I disagree, simply because of how much Edward Carr loved his wife and because without committing his crime, he could never have loved her as he did. Wrecks is a big step if not toward the light then at least a semi-turn away from the darkness that has been LaBute's single-minded muse for so long. It's a turn that has only continued in the past two years, most notably with Reasons to Be Pretty, and no playwright has ever needed a moral adjustment so badly. For a long time, LaBute couldn't help but posit humanity as a craven, self-centered species whose members had no utility except in dishing out punishments to one another in a circle of endless flogging. The man pictured in Wrecks is not of that order, nor is the woman he loved. Yes, he has done something foul, something that would make him an outcast from all the human community if it were ever revealed. It's just that, in this instance, LaBute has made it clear that neither Carr nor his wife wanted it that way.
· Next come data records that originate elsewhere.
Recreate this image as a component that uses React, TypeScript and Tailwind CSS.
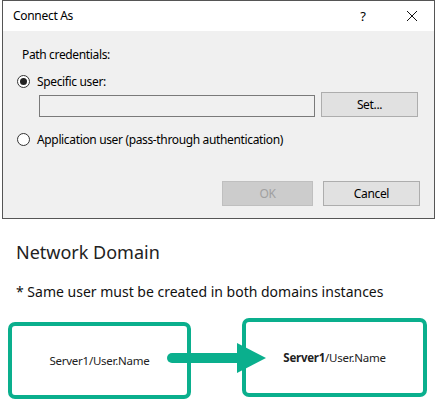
import React from "react";

const dlgFont = { fontFamily: '"Noto Sans", "Open Sans", sans-serif' };

function Radio({ checked }: { checked?: boolean }) {
  return (
    <span className="w-[13px] h-[13px] rounded-full border border-[#333] bg-white flex items-center justify-center shrink-0">
      {checked && <span className="w-[7px] h-[7px] rounded-full bg-[#222]" />}
    </span>
  );
}

export default function App() {
  return (
    <div className="w-[435px] h-[409px] bg-white overflow-hidden text-black" style={dlgFont}>
      {/* Dialog */}
      <div className="ml-[2px] w-[433px] h-[219px] border border-[#555] flex flex-col bg-[#f0f0f0]">
        <div className="h-[30px] bg-white flex items-center pl-[10px] text-[12px] leading-none tracking-[-0.3px]">
          <span className="flex-1">Connect As</span>
          <span className="w-[14px] text-center mr-[36px] text-[13px]">?</span>
          <svg width="12" height="12" viewBox="0 0 12 12" className="mr-[16px]">
            <path d="M1 1 L11 11 M11 1 L1 11" stroke="#111" strokeWidth="1" fill="none" />
          </svg>
        </div>
        <div className="flex-1 flex flex-col pl-[14px] pr-[14px] text-[12px] leading-none tracking-[-0.35px]">
          <div className="mt-[18px] pl-[5px]">Path credentials:</div>
          <div className="mt-[14px] flex items-center gap-[7px]">
            <Radio checked />
            <span>Specific user:</span>
          </div>
          <div className="mt-[4px] flex items-end gap-[6px] pl-[22px]">
            <div className="w-[276px] h-[22px] bg-[#f0f0f0] border border-[#7a7a7a]" />
            <div className="w-[97px] h-[25px] bg-[#e1e1e1] border border-[#adadad] flex items-center justify-center">
              Set...
            </div>
          </div>
          <div className="mt-[16px] flex items-center gap-[7px]">
            <Radio />
            <span>Application user (pass-through authentication)</span>
          </div>
          <div className="mt-[35px] flex justify-end gap-[10px]">
            <div className="w-[91px] h-[25px] bg-[#cccccc] border border-[#bfbfbf] text-[#a0a0a0] flex items-center justify-center">
              OK
            </div>
            <div className="w-[97px] h-[25px] bg-[#e1e1e1] border border-[#adadad] flex items-center justify-center">
              Cancel
            </div>
          </div>
        </div>
      </div>

      {/* Network section */}
      <div className="pl-[16px] mt-[24px] text-[18px] leading-none text-[#222]">Network Domain</div>
      <div className="pl-[16px] mt-[24px] text-[14px] leading-none text-[#111]">
        * Same user must be created in both domains instances
      </div>

      <div className="relative mt-[19px] flex items-start">
        <div className="ml-[8px] mt-[4px] w-[183px] h-[77px] border-[4px] border-[#0aaf8d] rounded-[7px] flex items-center justify-center text-[11.5px] tracking-[-0.25px] text-[#222]">
          Server1/User.Name
        </div>
        <div className="ml-[51px] w-[185px] h-[79px] border-[4px] border-[#0aaf8d] rounded-[7px] flex items-center justify-center text-[11.5px] tracking-[-0.25px] text-[#222]">
          <span>
            <b className="font-bold">Server1</b>/User.Name
          </span>
        </div>
        <svg className="absolute left-[165px] top-[24px]" width="104" height="34" viewBox="0 0 104 34">
          <path d="M7 16 L73 16" stroke="#0aaf8d" strokeWidth="10" strokeLinecap="round" />
          <path d="M72 1 L101 16 L72 31 Z" fill="#0aaf8d" />
        </svg>
      </div>
    </div>
  );
}
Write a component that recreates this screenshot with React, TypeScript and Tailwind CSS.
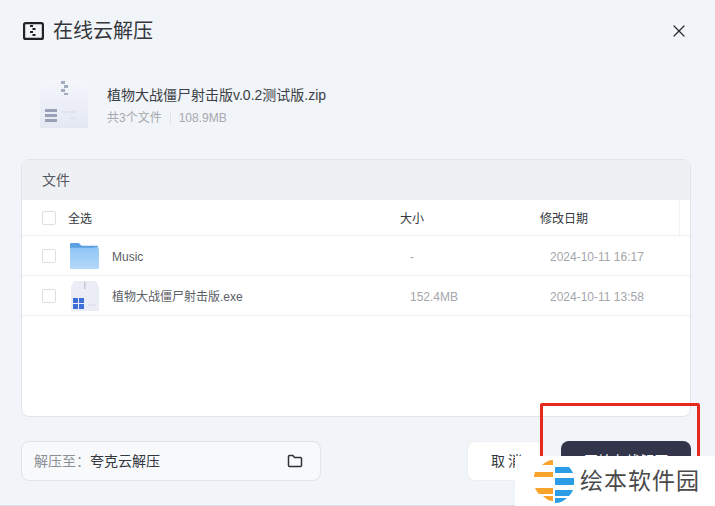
import React from 'react';
import { X } from 'lucide-react';

const font = { fontFamily: '"Liberation Sans", "Noto Sans CJK SC", sans-serif' };

const ZipIcon = () => (
  <svg width="21" height="18" viewBox="0 0 21 18" fill="none" className="shrink-0">
    <rect x="1.1" y="1.1" width="18.800" height="15.800" rx="1.5" stroke="#1f2329" strokeWidth="2.2" />
    <path d="M7 3h3v2H7zM9.500 6h3v2h-3zM7 9h3v2H7zM9.500 12h3v2h-3z" fill="#1f2329" />
  </svg>
);

const ArchiveIcon = () => (
  <svg width="48" height="48" viewBox="0 0 48 48" className="shrink-0">
    <defs>
      <linearGradient id="boxFill" x1="0" y1="0" x2="0" y2="1">
        <stop offset="0" stopColor="#f4f6fb" />
        <stop offset="1" stopColor="#e4e8f3" />
      </linearGradient>
    </defs>
    <path d="M5 0h38l5 8v39a1 1 0 0 1-1 1H1a1 1 0 0 1-1-1V8z" fill="url(#boxFill)" />
    <path d="M21 1h4v3h-4zM24 5h4v3h-4zM21 9h4v3h-4zM24 13h4v2h-4z" fill="#a3abc0" />
    <path d="M5 29h12v3H5zM5 34h12v3H5zM5 39h12v3H5z" fill="#98a1b5" />
    <path d="M22 31h14v2H22zM30 37h6v2h-6z" fill="#e0e3ed" />
  </svg>
);

const FolderIcon = () => (
  <svg width="29" height="27" viewBox="0 0 30 28" className="shrink-0">
    <defs>
      <linearGradient id="folderFill" x1="0" y1="0" x2="0" y2="1">
        <stop offset="0" stopColor="#8fc4f5" />
        <stop offset="1" stopColor="#b4d9f9" />
      </linearGradient>
    </defs>
    <path d="M0 2a1 1 0 0 1 1-1h8l3 3h16a1 1 0 0 1 1 1v3H0z" fill="#5a9fe2" />
    <path d="M0 6h24l5-1 1 3v19a1 1 0 0 1-1 1H1a1 1 0 0 1-1-1z" fill="url(#folderFill)" />
  </svg>
);

const ExeIcon = () => (
  <svg width="30" height="30" viewBox="0 0 30 30" className="shrink-0">
    <path d="M4 0h22l3 6v23a1 1 0 0 1-1 1H2a1 1 0 0 1-1-1V6z" fill="#eaedf6" />
    <path d="M14 1h1.500v7H14z" fill="#c3c9d8" />
    <path d="M3 17h5v5H3zM9 17h5v5H9zM3 23h5v5H3zM9 23h5v5H9z" fill="#3d6fd8" />
    <path d="M18 23h8v2h-8z" fill="#dfe3ee" />
  </svg>
);

const Checkbox = () => <span className="block w-[14px] h-[14px] shrink-0 rounded-[2px] border border-[#dcdfe4] bg-white" />;

const FileRow = ({ icon, name, size, date }: { icon: React.ReactNode; name: string; size: string; date: string }) => (
  <div className="flex items-center h-10 border-b border-[#eceef1] text-xs">
    <div className="w-[47px] pl-5 pt-[1px]"><Checkbox /></div>
    <div className="w-[43px] pl-[1px] flex">{icon}</div>
    <div className="w-[298px] pt-[2px] text-[#5c6066]">{name}</div>
    <div className="w-[140px] pt-[2px] text-[#a3a6ab]">{size}</div>
    <div className="pt-[2px] text-[#a3a6ab]">{date}</div>
  </div>
);

export default function App() {
  return (
    <div style={font} className="relative w-[715px] h-[506px] overflow-hidden bg-[#f1f4f8] text-[#1f2329]">
      {/* Dialog */}
      <div className="flex flex-col h-[506px] border-b border-[#d9dce0] pl-[21px] pr-[24px]">
        <div className="flex items-center h-[62px] pl-[2px]">
          <ZipIcon />
          <h1 className="ml-[9px] text-[20px] font-normal text-[#33363b]">在线云解压</h1>
          <X className="ml-auto mr-[2px] w-[20px] h-[20px] text-[#2a2d33]" strokeWidth={1.5} />
        </div>

        <div className="flex items-start h-[97px] pt-[18px] pl-[19px]">
          <ArchiveIcon />
          <div className="ml-[19px] pt-[5px]">
            <div className="text-sm leading-5 text-[#3b3e44]">植物大战僵尸射击版v.0.2测试版.zip</div>
            <div className="flex items-center mt-[4px] text-xs leading-[18px] text-[#a6a9ae]">
              <span>共3个文件</span>
              <span className="mx-2 h-3 w-px bg-[#dfe1e5]" />
              <span>108.9MB</span>
            </div>
          </div>
        </div>

        {/* File table */}
        <div className="h-[258px] rounded-lg border border-[#e0e3e7] bg-white overflow-hidden">
          <div className="flex items-center h-10 pl-5 bg-[#eef0f3] text-sm text-[#55585e]">文件</div>
          <div className="flex items-center h-9 border-b border-[#eceef1] text-xs text-[#33363b]">
            <div className="w-[46px] pl-5 pt-[1px]"><Checkbox /></div>
            <div className="w-[332px] pt-[2px]">全选</div>
            <div className="w-[140px] pt-[2px]">大小</div>
            <div className="w-[139px] pt-[2px]">修改日期</div>
            <span className="h-full w-px bg-[#f1f2f4]" />
          </div>
          <FileRow icon={<FolderIcon />} name="Music" size="-" date="2024-10-11 16:17" />
          <FileRow icon={<ExeIcon />} name="植物大战僵尸射击版.exe" size="152.4MB" date="2024-10-11 13:58" />
        </div>

        {/* Footer */}
        <div className="flex items-start mt-6">
          <div className="flex items-center w-[300px] h-10 px-3 rounded-lg border border-[#e0e3e7] bg-[#f7f9fb] text-sm">
            <span className="text-[#8c9096]">解压至：</span>
            <span className="text-[#33363b]">夸克云解压</span>
            <svg width="16" height="14" viewBox="0 0 16 14" fill="none" className="ml-auto mr-[5px]">
              <path d="M1.500 2.500a1 1 0 0 1 1-1h3.400l1.600 2h6a1 1 0 0 1 1 1v7a1 1 0 0 1-1 1h-11a1 1 0 0 1-1-1z" stroke="#2f3238" strokeWidth="1.500" />
            </svg>
          </div>
          <button className="ml-auto w-[76px] h-10 pl-[6px] rounded-lg bg-white border border-[#eceef1] text-sm text-[#33363b] tracking-[3px]">取消</button>
          <button className="ml-[18px] w-[130px] h-10 rounded-lg bg-[#33364a] text-sm text-white">开始在线解压</button>
        </div>
      </div>

      {/* Red annotation */}
      <div className="absolute left-[540px] top-[403px] w-[160px] h-[120px] rounded-[2px] border-[3px] border-[#e8281e]" />

      {/* Watermark */}
      <div className="absolute left-[515px] top-[456px] w-[200px] h-[50px] flex items-center bg-white">
        <svg width="42" height="44" viewBox="0 0 42 44" className="ml-[18px] shrink-0">
          <path d="M9 6C12 3 16 1 20 1v5z" fill="#f9a32b" />
          <path d="M1 18c0-2 .5-3.500 1-5h18v5z" fill="#f9a32b" />
          <path d="M2 29h18v6H6c-2-2-3-4-4-6z" fill="#f9a32b" />
          <path d="M10 37h10v5c-4 0-7-2-10-5z" fill="#f9a32b" />
          <path d="M22 8h14c2 2 3 4 4 6H22z" fill="#2b9ce6" />
          <path d="M22 19h19v7H22z" fill="#2b9ce6" />
          <path d="M22 31h18c-1 2-2 4-4 6H22z" fill="#2b9ce6" />
          <path d="M22 39h12c-3 3-7 5-12 5z" fill="#2b9ce6" />
        </svg>
        <span className="ml-[5px] text-[23px] leading-none tracking-[1px] text-[#4a4a4a] whitespace-nowrap">绘本软件园</span>
      </div>
    </div>
  );
}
For once, LaBute doesn't give us someone to blame. In the moment of performance, the twist that makes up Wrecks' denouement is more heartbreaking than shocking because it makes moral judgments difficult while still demanding them; it asks its audience to make a choice, and it makes the choosing hurt. To feel good for these people and the life they built is to pardon a sin that is unpardonable by any standard. But to condemn them — to be disgusted by them — you must discount the human grief that has been paraded in front of you as a manifestation of sin, corruption, and a filthy spirit, and you must also cop to having wasted a night at the theater.

If you can find it in yourself to not be disgusted, though, and to see in Edward Carr the innocence that I believe LaBute meant to put there, then you'll know you've been put in touch with your very best angels: the ones who aren't afraid to crawl through shit on their way to grace. These are difficult angels to hear, and I count us all lucky that LaBute has finally heard their voices, no matter how long it took.